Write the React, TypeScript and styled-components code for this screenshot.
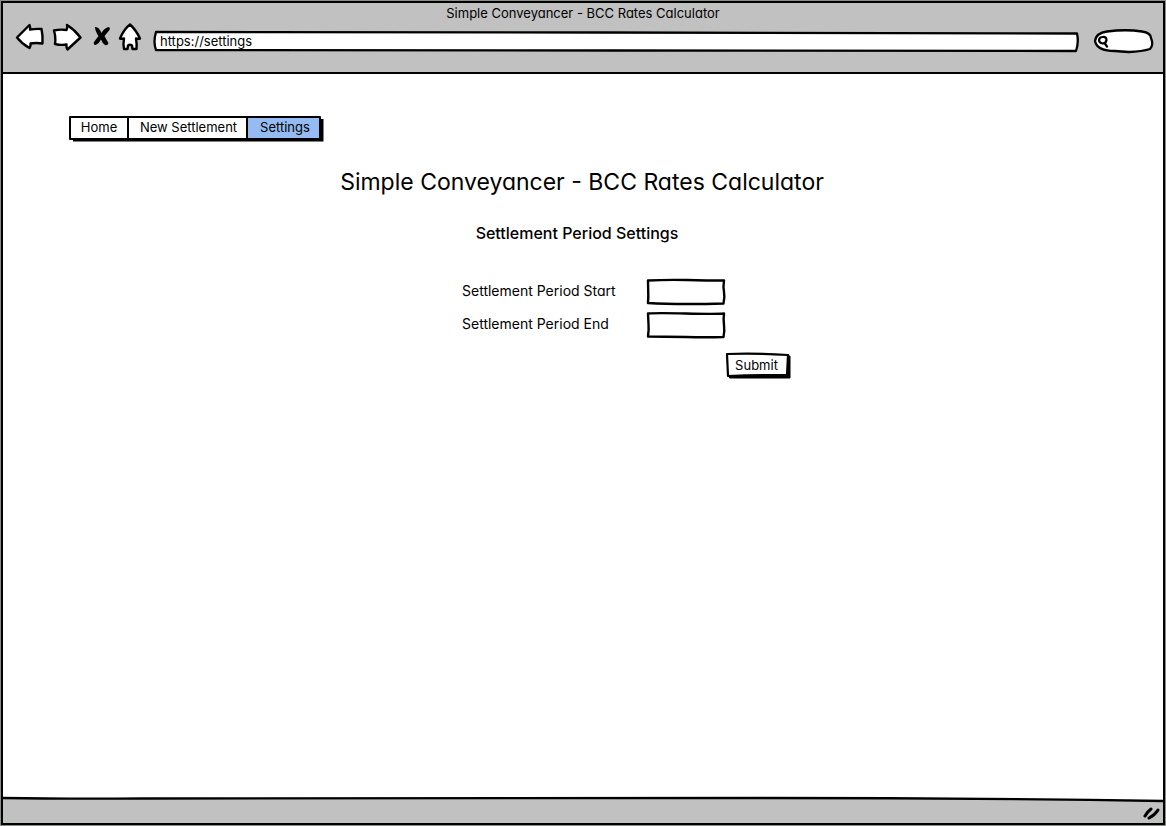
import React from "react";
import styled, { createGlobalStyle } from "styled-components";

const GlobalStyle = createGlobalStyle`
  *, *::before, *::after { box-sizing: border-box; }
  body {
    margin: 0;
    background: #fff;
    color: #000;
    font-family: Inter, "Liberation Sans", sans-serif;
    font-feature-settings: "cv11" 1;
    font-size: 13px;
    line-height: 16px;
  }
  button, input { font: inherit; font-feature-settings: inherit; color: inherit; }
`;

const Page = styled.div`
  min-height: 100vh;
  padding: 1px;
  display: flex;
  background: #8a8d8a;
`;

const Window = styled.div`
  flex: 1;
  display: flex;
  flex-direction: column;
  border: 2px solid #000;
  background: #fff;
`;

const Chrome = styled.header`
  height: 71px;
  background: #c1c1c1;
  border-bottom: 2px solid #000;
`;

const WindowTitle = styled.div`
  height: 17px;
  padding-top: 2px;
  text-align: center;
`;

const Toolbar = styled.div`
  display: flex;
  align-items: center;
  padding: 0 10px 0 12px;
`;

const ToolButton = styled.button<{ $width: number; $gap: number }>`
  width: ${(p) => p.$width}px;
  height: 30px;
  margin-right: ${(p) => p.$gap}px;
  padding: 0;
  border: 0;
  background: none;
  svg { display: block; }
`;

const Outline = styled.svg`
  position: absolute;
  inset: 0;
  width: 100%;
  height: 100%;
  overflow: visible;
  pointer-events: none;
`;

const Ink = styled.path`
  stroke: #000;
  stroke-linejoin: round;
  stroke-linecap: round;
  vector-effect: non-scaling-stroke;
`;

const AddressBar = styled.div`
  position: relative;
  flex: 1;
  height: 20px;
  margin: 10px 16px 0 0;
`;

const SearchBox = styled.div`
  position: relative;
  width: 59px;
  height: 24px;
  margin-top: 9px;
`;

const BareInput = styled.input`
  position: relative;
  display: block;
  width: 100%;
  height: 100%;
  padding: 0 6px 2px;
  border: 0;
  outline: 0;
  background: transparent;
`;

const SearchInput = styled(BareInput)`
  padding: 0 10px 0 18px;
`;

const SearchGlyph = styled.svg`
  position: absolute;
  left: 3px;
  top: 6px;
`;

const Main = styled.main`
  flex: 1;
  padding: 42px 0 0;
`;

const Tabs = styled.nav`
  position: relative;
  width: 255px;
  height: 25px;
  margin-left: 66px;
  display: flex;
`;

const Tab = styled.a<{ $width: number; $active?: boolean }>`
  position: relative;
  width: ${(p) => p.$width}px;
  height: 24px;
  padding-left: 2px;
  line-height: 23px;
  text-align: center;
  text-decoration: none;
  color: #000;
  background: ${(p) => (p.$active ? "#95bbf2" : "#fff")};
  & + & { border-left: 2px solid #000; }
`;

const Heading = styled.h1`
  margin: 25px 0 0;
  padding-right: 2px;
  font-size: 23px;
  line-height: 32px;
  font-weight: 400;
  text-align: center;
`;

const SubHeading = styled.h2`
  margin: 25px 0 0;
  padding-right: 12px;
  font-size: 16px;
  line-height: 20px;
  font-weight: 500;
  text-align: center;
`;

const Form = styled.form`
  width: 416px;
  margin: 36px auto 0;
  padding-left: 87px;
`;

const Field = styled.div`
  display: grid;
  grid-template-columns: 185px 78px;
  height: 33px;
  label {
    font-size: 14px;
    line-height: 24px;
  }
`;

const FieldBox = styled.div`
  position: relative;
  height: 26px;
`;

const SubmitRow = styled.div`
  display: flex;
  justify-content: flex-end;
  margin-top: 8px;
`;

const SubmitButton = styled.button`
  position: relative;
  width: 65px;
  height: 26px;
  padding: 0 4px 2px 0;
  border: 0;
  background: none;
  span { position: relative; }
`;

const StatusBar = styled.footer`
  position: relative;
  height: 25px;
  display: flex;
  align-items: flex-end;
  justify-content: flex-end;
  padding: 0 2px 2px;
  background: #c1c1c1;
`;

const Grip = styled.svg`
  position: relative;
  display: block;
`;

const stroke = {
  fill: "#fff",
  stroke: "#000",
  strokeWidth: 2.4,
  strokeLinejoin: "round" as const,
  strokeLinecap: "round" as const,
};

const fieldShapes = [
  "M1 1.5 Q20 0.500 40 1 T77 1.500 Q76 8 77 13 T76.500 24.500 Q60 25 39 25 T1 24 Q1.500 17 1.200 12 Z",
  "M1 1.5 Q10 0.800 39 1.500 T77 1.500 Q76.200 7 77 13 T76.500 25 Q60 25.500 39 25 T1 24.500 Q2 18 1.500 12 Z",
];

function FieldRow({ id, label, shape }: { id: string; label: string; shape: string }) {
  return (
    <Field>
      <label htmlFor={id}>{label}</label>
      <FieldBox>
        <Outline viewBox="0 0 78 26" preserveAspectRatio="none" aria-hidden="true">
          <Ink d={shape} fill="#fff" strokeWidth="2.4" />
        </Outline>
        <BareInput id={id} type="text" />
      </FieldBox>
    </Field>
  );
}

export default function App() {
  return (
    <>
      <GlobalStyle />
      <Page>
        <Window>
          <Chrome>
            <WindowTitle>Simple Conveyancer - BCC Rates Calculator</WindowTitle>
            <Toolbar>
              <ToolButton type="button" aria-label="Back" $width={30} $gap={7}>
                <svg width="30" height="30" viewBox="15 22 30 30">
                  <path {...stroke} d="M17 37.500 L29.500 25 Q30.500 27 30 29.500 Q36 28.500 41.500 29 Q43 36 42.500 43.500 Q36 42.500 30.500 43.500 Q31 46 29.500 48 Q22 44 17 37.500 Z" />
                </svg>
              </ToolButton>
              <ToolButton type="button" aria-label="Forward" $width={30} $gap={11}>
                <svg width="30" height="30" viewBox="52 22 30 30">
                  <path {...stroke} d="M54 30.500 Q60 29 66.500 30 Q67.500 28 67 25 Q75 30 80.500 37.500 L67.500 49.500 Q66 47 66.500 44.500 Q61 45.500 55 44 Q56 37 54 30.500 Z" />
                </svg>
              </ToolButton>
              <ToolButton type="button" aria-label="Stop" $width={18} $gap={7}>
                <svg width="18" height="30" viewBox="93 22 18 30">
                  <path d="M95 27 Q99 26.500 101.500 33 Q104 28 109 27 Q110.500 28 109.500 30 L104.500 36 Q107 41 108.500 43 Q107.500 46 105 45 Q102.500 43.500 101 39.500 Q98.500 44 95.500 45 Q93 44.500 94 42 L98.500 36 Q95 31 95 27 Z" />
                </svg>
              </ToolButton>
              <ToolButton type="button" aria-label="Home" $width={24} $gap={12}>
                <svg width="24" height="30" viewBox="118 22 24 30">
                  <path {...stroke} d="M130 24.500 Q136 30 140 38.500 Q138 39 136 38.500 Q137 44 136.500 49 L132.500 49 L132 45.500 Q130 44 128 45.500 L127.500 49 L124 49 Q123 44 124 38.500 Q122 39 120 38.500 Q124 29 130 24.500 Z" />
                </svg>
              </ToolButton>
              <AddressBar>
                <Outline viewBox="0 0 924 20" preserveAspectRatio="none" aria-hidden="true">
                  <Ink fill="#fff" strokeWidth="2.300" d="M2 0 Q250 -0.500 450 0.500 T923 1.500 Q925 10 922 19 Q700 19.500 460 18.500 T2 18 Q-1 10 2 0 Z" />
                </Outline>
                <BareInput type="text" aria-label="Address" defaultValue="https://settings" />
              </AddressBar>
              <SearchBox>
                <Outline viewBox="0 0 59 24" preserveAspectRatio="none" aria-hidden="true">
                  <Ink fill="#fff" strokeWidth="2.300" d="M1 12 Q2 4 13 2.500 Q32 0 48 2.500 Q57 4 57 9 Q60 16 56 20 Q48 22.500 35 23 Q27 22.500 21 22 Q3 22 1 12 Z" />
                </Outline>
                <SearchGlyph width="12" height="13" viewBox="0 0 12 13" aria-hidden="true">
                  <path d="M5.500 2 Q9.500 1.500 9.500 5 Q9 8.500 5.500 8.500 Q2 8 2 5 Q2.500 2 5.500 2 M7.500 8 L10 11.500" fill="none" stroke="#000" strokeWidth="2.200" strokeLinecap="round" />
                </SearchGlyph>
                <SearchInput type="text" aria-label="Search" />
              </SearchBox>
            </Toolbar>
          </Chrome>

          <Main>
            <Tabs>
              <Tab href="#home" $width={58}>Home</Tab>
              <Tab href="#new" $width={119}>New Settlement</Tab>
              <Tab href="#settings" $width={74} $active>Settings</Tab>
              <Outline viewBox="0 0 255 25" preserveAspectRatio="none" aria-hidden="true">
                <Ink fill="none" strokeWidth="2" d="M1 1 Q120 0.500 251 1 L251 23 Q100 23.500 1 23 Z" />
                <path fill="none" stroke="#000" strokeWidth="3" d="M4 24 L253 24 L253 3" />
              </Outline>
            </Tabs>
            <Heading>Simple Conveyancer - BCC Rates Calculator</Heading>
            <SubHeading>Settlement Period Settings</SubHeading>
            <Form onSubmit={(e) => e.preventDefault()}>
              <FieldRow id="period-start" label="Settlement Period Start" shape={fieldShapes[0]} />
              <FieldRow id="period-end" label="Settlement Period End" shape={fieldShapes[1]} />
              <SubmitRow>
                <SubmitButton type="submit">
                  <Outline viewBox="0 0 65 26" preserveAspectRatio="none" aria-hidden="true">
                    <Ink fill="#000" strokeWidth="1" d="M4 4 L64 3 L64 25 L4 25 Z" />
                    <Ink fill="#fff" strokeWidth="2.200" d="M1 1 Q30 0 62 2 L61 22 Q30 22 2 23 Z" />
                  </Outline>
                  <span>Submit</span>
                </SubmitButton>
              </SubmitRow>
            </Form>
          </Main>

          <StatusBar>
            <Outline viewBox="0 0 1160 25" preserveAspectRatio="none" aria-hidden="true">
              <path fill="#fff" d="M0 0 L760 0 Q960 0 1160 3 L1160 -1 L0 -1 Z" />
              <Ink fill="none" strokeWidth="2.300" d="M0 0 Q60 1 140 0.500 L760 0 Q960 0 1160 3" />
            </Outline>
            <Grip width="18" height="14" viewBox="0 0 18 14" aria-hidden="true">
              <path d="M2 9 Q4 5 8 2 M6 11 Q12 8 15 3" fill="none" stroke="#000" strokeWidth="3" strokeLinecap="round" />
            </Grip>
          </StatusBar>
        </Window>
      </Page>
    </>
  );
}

DO THIS: Find each line holding "components". Copy it out.

TASK SOLUTION:
Write the React, TypeScript and styled-components code for this screenshot.
import styled, { createGlobalStyle } from "styled-components";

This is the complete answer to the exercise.